### Work required
Give the listing again exactly, omitting its images.

### Recorded information
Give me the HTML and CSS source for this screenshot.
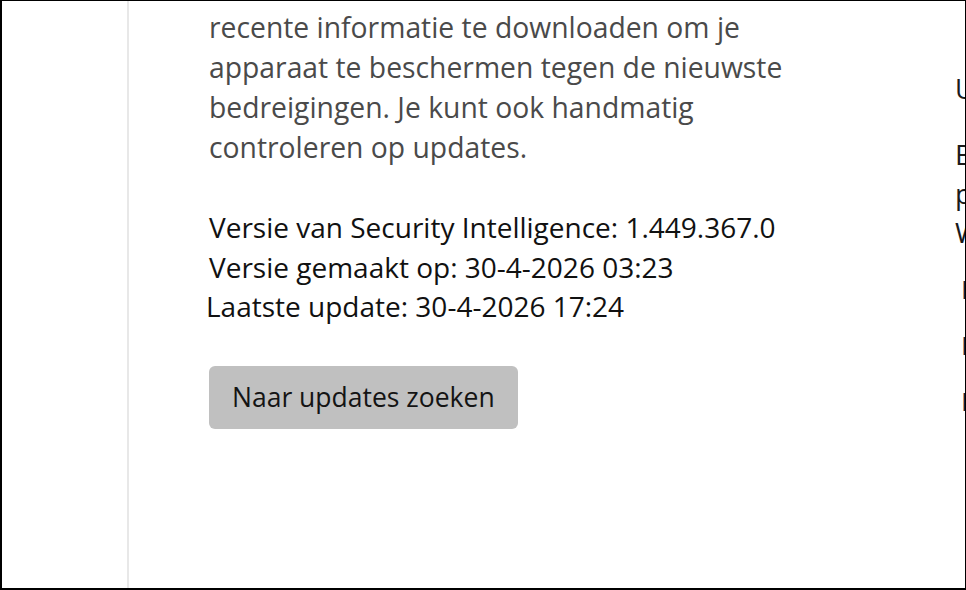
FILE: index.html
```html
<!DOCTYPE html>
<html lang="nl">
<head>
<meta charset="utf-8">
<title>Windows-beveiliging – Updates van beveiligingsinformatie</title>
<link rel="stylesheet" href="styles.css">
</head>
<body>
<div class="frame">
  <nav class="sidebar"></nav>
  <main class="content">
    <p class="desc">recente informatie te downloaden om je<br>apparaat te beschermen tegen de nieuwste<br>bedreigingen. Je kunt ook handmatig<br>controleren op updates.</p>
    <div class="info">
      <div class="info-line">Versie van Security Intelligence: 1.449.367.0</div>
      <div class="info-line">Versie gemaakt op: 30-4-2026 03:23</div>
      <div class="info-line info-line--outdent">Laatste update: 30-4-2026 17:24</div>
    </div>
    <button class="btn" type="button">Naar updates zoeken</button>
  </main>
  <aside class="related">
    <h2 class="related-title">Uw privacyinstellingen wijzigen</h2>
    <p class="related-text">Bekijk en wijzig de<br>privacyinstellingen voor uw<br>Windows-apparaat.</p>
    <div class="related-links">
      <a class="related-link" href="#">Privacyinstellingen</a>
      <a class="related-link" href="#">Privacydashboard</a>
      <a class="related-link" href="#">Privacyverklaring</a>
    </div>
  </aside>
</div>
</body>
</html>
```
FILE: styles.css
```css
* { box-sizing: border-box; }
html, body { margin: 0; padding: 0; background: #fff; }
body { font-family: "Open Sans", "Noto Sans", sans-serif; }

.frame {
  width: 966px;
  height: 590px;
  display: flex;
  overflow: hidden;
  border: 2px solid #000;
  border-top-width: 1px;
  border-right-width: 1px;
  background: #fff;
}

.sidebar {
  flex: none;
  width: 127px;
  border-right: 2px solid #e8e8e8;
}

.content {
  flex: none;
  width: 826px;
  padding-left: 80px;
  padding-top: 6px;
}

.desc {
  margin: 0;
  font-size: 28.3px;
  line-height: 40px;
  color: #4a4a4a;
}

.info {
  margin-top: 41px;
  font-size: 28px;
  line-height: 39.5px;
  color: #111;
}

.info-line--outdent { margin-left: -3px; }

.btn {
  display: block;
  margin-top: 39px;
  width: 309px;
  height: 63px;
  padding: 0 0 0 23px;
  text-align: left;
  border: none;
  border-radius: 6px;
  background: #c0c0c0;
  color: #141414;
  font-family: inherit;
  font-size: 26.5px;
}

.related {
  flex: none;
  width: 420px;
  padding-top: 70px;
  color: #1a1a1a;
  white-space: nowrap;
}

.related-title {
  margin: 0;
  font-size: 27px;
  font-weight: normal;
  line-height: 36px;
}

.related-text {
  margin: 28px 0 0;
  font-size: 28px;
  line-height: 39px;
}

.related-links {
  display: flex;
  flex-direction: column;
  gap: 26px;
  margin-top: 22px;
  padding-left: 6px;
}

.related-link {
  display: block;
  font-size: 26px;
  line-height: 30px;
  color: #1a1f3d;
  text-decoration: none;
}
```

### Answer for the task
Give me the HTML and CSS source for this screenshot.
FILE: index.html
```html
<!DOCTYPE html>
<html lang="nl">
<head>
<meta charset="utf-8">
<title>Windows-beveiliging – Updates van beveiligingsinformatie</title>
<link rel="stylesheet" href="styles.css">
</head>
<body>
<div class="frame">
  <nav class="sidebar"></nav>
  <main class="content">
    <p class="desc">recente informatie te downloaden om je<br>apparaat te beschermen tegen de nieuwste<br>bedreigingen. Je kunt ook handmatig<br>controleren op updates.</p>
    <div class="info">
      <div class="info-line">Versie van Security Intelligence: 1.449.367.0</div>
      <div class="info-line">Versie gemaakt op: 30-4-2026 03:23</div>
      <div class="info-line info-line--outdent">Laatste update: 30-4-2026 17:24</div>
    </div>
    <button class="btn" type="button">Naar updates zoeken</button>
  </main>
  <aside class="related">
    <h2 class="related-title">Uw privacyinstellingen wijzigen</h2>
    <p class="related-text">Bekijk en wijzig de<br>privacyinstellingen voor uw<br>Windows-apparaat.</p>
    <div class="related-links">
      <a class="related-link" href="#">Privacyinstellingen</a>
      <a class="related-link" href="#">Privacydashboard</a>
      <a class="related-link" href="#">Privacyverklaring</a>
    </div>
  </aside>
</div>
</body>
</html>
```
FILE: styles.css
```css
* { box-sizing: border-box; }
html, body { margin: 0; padding: 0; background: #fff; }
body { font-family: "Open Sans", "Noto Sans", sans-serif; }

.frame {
  width: 966px;
  height: 590px;
  display: flex;
  overflow: hidden;
  border: 2px solid #000;
  border-top-width: 1px;
  border-right-width: 1px;
  background: #fff;
}

.sidebar {
  flex: none;
  width: 127px;
  border-right: 2px solid #e8e8e8;
}

.content {
  flex: none;
  width: 826px;
  padding-left: 80px;
  padding-top: 6px;
}

.desc {
  margin: 0;
  font-size: 28.3px;
  line-height: 40px;
  color: #4a4a4a;
}

.info {
  margin-top: 41px;
  font-size: 28px;
  line-height: 39.5px;
  color: #111;
}

.info-line--outdent { margin-left: -3px; }

.btn {
  display: block;
  margin-top: 39px;
  width: 309px;
  height: 63px;
  padding: 0 0 0 23px;
  text-align: left;
  border: none;
  border-radius: 6px;
  background: #c0c0c0;
  color: #141414;
  font-family: inherit;
  font-size: 26.5px;
}

.related {
  flex: none;
  width: 420px;
  padding-top: 70px;
  color: #1a1a1a;
  white-space: nowrap;
}

.related-title {
  margin: 0;
  font-size: 27px;
  font-weight: normal;
  line-height: 36px;
}

.related-text {
  margin: 28px 0 0;
  font-size: 28px;
  line-height: 39px;
}

.related-links {
  display: flex;
  flex-direction: column;
  gap: 26px;
  margin-top: 22px;
  padding-left: 6px;
}

.related-link {
  display: block;
  font-size: 26px;
  line-height: 30px;
  color: #1a1f3d;
  text-decoration: none;
}
```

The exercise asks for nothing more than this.